Data lines >>

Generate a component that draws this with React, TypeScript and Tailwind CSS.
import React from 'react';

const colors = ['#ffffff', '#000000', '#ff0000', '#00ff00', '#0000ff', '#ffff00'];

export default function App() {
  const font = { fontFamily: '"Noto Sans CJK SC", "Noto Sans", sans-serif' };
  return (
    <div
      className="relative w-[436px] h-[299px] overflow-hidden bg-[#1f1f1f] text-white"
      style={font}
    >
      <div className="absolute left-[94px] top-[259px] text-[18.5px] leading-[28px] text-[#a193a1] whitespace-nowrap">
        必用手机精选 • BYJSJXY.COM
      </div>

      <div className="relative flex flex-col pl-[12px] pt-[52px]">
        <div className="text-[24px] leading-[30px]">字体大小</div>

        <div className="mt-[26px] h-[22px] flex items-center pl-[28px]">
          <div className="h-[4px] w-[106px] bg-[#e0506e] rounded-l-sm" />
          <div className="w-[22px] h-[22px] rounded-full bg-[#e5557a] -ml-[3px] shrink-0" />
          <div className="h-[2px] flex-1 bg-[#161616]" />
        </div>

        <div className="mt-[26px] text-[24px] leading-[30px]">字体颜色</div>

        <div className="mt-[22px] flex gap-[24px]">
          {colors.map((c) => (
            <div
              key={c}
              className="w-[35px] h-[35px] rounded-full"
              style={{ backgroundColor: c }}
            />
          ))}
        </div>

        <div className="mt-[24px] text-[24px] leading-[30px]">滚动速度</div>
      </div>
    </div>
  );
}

The request >> Say how many lines of the data include the word "React". Respond with the number alone.

The result >> 2